Design and materials

A 3 (Item Type: A–B, A–B vs. A–B, C–D vs. A–B, A–D) × 2 (Age: young vs. older) mixed design was used. Item type was manipulated within subjects, and age was a between-subjects variable. A total of 75 three-word sets were taken from Wahlheim and Jacoby (2013) and divided into groups of 60 critical items and 15 buffer items. The 60 critical items were further divided into three subgroups of 20 items that were matched on cued-recall performance in the other experiments. The 15 buffer items were distributed throughout the experiment to serve as primacy and recency buffers as well as practice items for the change detection task in List 2 and the final test (details below). The responses in each set were orthographically related, because they were originally designed to complete the same fragments (e.g., b_n_ could be completed by either bone or bend). Some cues were associated with responses, whereas others were not (forward associative strength: M = .05, SD = .09, range = .00–.64; backward associative strength: M = .07, SD = .14, range = .00–.73). The same was true for associations between responses (forward associative strength: M = .01, SD = .03, range = .00–.25; backward associative strength: M = .01, SD = .04, range = .00–.27). These groups served equally often in each condition across participants in three experimental formats.

List 1 consisted of 50 word pairs, including six buffers (two primacy and four recency; three of each were A–B, A–B and A–B, A–D) that were later used as practice pairs for the change detection procedure in List 2, four filler pairs (two of each were A–B, A–B and A–B, A–D) that were later used as buffers in List 2 and as practice pairs at test, and 40 critical pairs. Buffers appeared once each, and the remaining pairs appeared three times each (138 total presentations). The List 2 practice phase included nine pairs (three of each item type), and List 2 included 66 pairs that consisted of six buffers (three primacy and three recency; two of each item type) and 60 critical pairs. Twenty critical pairs were included in each item type condition. At test, the six buffer pairs from List 2 were used for practice, and the actual test included all 60 critical pairs.

Procedure

The procedure was the same as in Experiment 1, with the following exceptions. A practice phase occurred before List 2. Participants self-paced their study in List 2 and indicated when responses had changed. Boxes labeled “next” and “right word changed” appeared below the pairs. Participants clicked “next” once they had learned unchanged pairs, and “right word changed” when they detected changed pairs. After detecting change, they attempted to recall the List 1 responses. After attempting recall, they continued studying the changed pairs until the pairs were learned, and they clicked “next” to move on. Confidence judgments were not taken at test.

Results and discussion

Cued recall (List 2)

Table 1 (bottom rows) shows that performance was greater for young than for older adults (.61 vs. .43), for A–B, A–B than for A–B, C–D items (.75 vs. .45), and for A–B, C–D than for A–B, A–D items (.45 vs. .37), smallest F(1, 46) = 14.27, p < .001, ηp2 = .24. In contrast to Experiments 1 and 2, older adults showed a greater susceptibility to proactive interference in overall performance. A nearly significant Age × Item Type (A–B, C–D vs. A–B, A– D) interaction, F(1, 46) = 3.91, p = .054, ηp2 = .08, showed that young adults’ performance did not differ between A–B, C–D and A–B, A–D items, t(23) = 1.32, p = .20, but older adults’ performance was greater for A–B, C–D than for A–B, A–D items, t(23) = 3.78, p = .001.

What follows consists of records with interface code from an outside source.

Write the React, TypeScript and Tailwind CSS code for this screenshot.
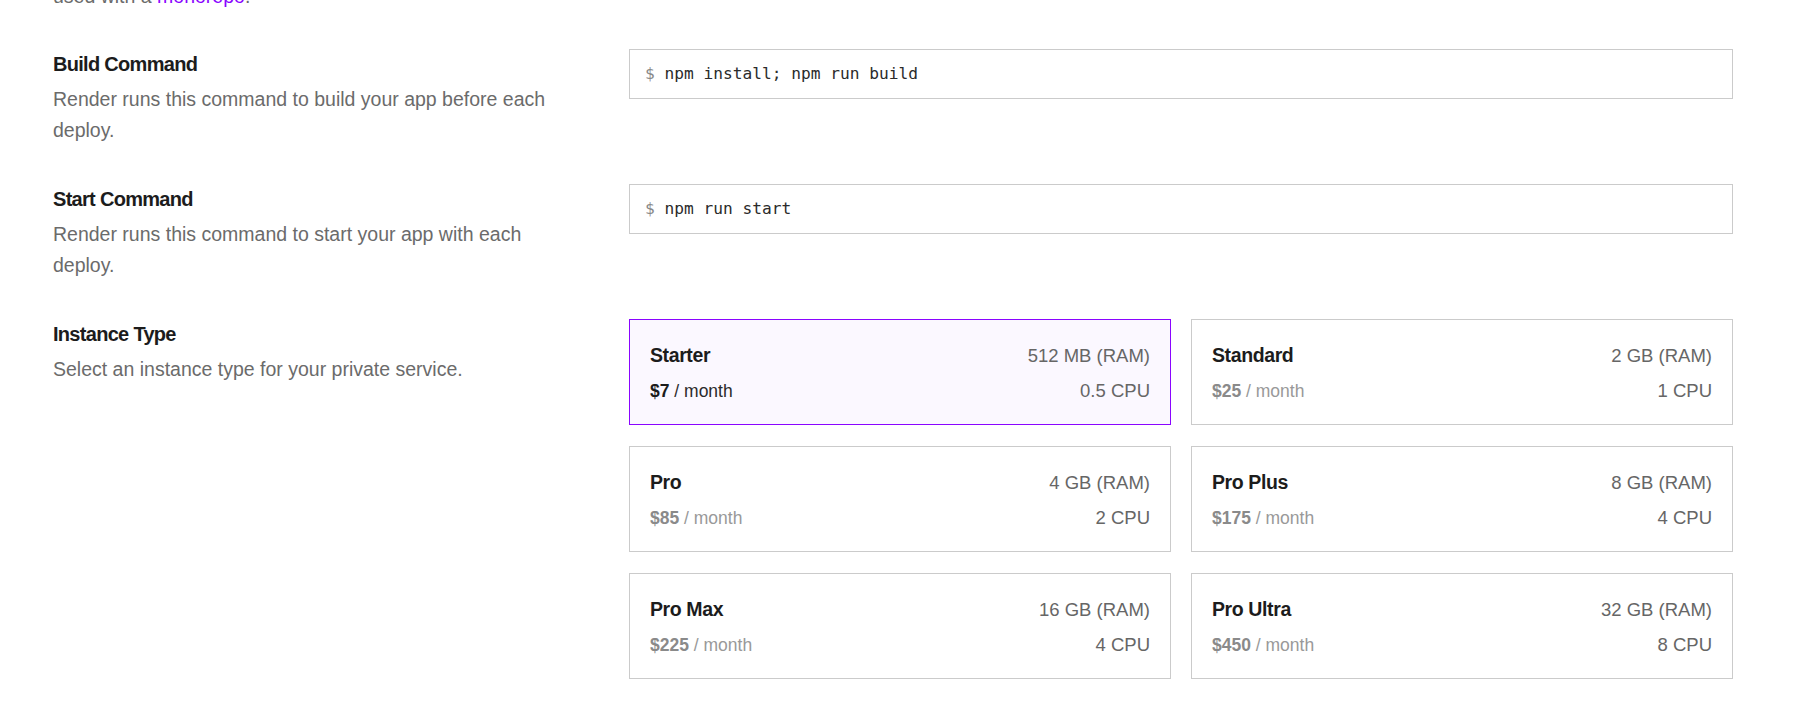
import React from "react";

const sans = { fontFamily: '"Liberation Sans", Arial, sans-serif' };

type Plan = { name: string; price: string; ram: string; cpu: string; selected?: boolean };

const plans: Plan[] = [
  { name: "Starter", price: "$7", ram: "512 MB (RAM)", cpu: "0.5 CPU", selected: true },
  { name: "Standard", price: "$25", ram: "2 GB (RAM)", cpu: "1 CPU" },
  { name: "Pro", price: "$85", ram: "4 GB (RAM)", cpu: "2 CPU" },
  { name: "Pro Plus", price: "$175", ram: "8 GB (RAM)", cpu: "4 CPU" },
  { name: "Pro Max", price: "$225", ram: "16 GB (RAM)", cpu: "4 CPU" },
  { name: "Pro Ultra", price: "$450", ram: "32 GB (RAM)", cpu: "8 CPU" },
];

function Label({ title, desc }: { title: string; desc: string }) {
  return (
    <div className="w-[576px] shrink-0 pt-[2px]">
      <div className="text-[20px] leading-[26px] font-bold tracking-[-0.035em] text-[#1c1c1c]">{title}</div>
      <div className="w-[495px] text-[19.5px] leading-[31px] text-[#6b6b6b] mt-[7px]">{desc}</div>
    </div>
  );
}

function CommandInput({ cmd }: { cmd: string }) {
  return (
    <div
      className="w-[1104px] h-[50px] border border-[#cbcbcb] flex items-center px-[15px] pt-[1px] text-[16.2px] text-[#2b2b2b]"
      style={{ fontFamily: '"DejaVu Sans Mono", "Liberation Mono", monospace' }}
    >
      <span className="text-[#8a8a8a]">$</span>
      <span className="whitespace-pre"> {cmd}</span>
    </div>
  );
}

function PlanCard({ p }: { p: Plan }) {
  return (
    <div
      className={
        "h-[106px] border px-[20px] pt-[21px] flex flex-col " +
        (p.selected ? "border-[#8a05ff] bg-[#fbf8ff]" : "border-[#cbcbcb] bg-white")
      }
    >
      <div className="flex items-baseline justify-between h-[28px] leading-[28px]">
        <span className="text-[19.5px] font-bold tracking-[-0.02em] text-[#1c1c1c]">{p.name}</span>
        <span className="text-[18.5px] text-[#666666]">{p.ram}</span>
      </div>
      <div className="flex items-baseline justify-between h-[24px] leading-[24px] mt-[10px]">
        <span className="text-[17.5px]">
          <span className={"font-bold " + (p.selected ? "text-[#1c1c1c]" : "text-[#8a8a8a]")}>{p.price}</span>
          <span className={p.selected ? "text-[#2b2b2b]" : "text-[#999999]"}> / month</span>
        </span>
        <span className="text-[18.5px] text-[#666666]">{p.cpu}</span>
      </div>
    </div>
  );
}

export default function App() {
  return (
    <div className="w-[1814px] h-[701px] overflow-hidden bg-white" style={sans}>
      <div className="pl-[53px]">
        <div className="mt-[-19px] text-[19.5px] leading-[30px] text-[#6b6b6b]">
          used with a <span className="text-[#8a05ff]">monorepo</span>.
        </div>
        <div className="flex flex-col gap-[38px] mt-[38px]">
          <div className="flex">
            <Label title="Build Command" desc="Render runs this command to build your app before each deploy." />
            <CommandInput cmd="npm install; npm run build" />
          </div>
          <div className="flex">
            <Label title="Start Command" desc="Render runs this command to start your app with each deploy." />
            <CommandInput cmd="npm run start" />
          </div>
          <div className="flex">
            <Label title="Instance Type" desc="Select an instance type for your private service." />
            <div className="w-[1104px] grid grid-cols-2 gap-x-[20px] gap-y-[21px]">
              {plans.map((p) => (
                <PlanCard key={p.name} p={p} />
              ))}
            </div>
          </div>
        </div>
      </div>
    </div>
  );
}
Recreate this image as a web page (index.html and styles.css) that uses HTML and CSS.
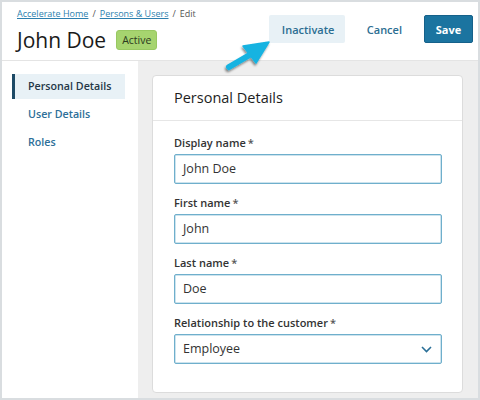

Change detection and remindings-report responses

Older adults detected change as often as young adults (.58 vs. .61), t(46) = 0.38, p = .71, but when change was detected, young adults recalled the List 1 responses better than did older adults (.85 vs. .68), t(46) = 2.59, p = .01. Older adults’ diminished ability to recall List 1 responses when detecting change contributed to their deficit in change recollection. The bottom rows of Table 2 show that older adults reported List 1 responses as coming to mind prior to the responses output at test less often than did young adults, t(46) = 2.64, p = .01. This change recollection deficit was verified by analyzing List 1 intrusions on A–B, A–D items as in Experiments 1 and 2. List 1 intrusions were actually greater for older than for young adults (.37 vs. .26), t(46) = 2.38, p = .02, which provided strong evidence that older adults were less likely than young adults to withhold List 1 responses in favor of reporting List 2 responses. In addition, older adults were again found to have a general recollection deficit. An Age × Response Type interaction, F(1, 46) = 6.11, p = .02, ηp2 = .12, showed that young adults reported List 1 responses as coming to mind prior to the output responses more often than extralist responses, t(23) = 4.40, p < .001, whereas older adults showed no difference in reports of List 1 and extralist responses coming to mind first, t(23) = 1.43, p = .17. Again, as in the previous experiments, List 2 responses were seldom reported as coming to mind prior to the output responses.

The validity of the remindings-report procedure as a measure of change recollection was tested by examining the relationship between change detection during List 2 presentation and the probabilities of List 1 responses coming to mind prior to the responses output at test. List 1 responses came to mind first at test more often when change had earlier been detected for both young (.48 vs. .05) and older (.19 vs. .04) adults, F(1, 45) = 52.14, p < .001, ηp2 = .54. Furthermore, List 1 responses came to mind first at test almost exclusively when they had earlier been recalled in List 2 after change detection, and almost never when they were not recalled in List 2 for both young (.55 vs. .01) and older (.31 vs. .03) adults, F(1, 37) = 60.89, p < .001, ηp2 = .62. Age × Change Detection interactions showed that List 1 responses came to mind first at test more often for young adults in both of the above cases, smallest F(1, 37) = 6.08, p = .02, ηp2 = .14. Critically, these results show that List 1 responses coming to mind prior to the responses output at test reflected memory for the earlier detection of change that was accompanied by retrieval of the List 1 response.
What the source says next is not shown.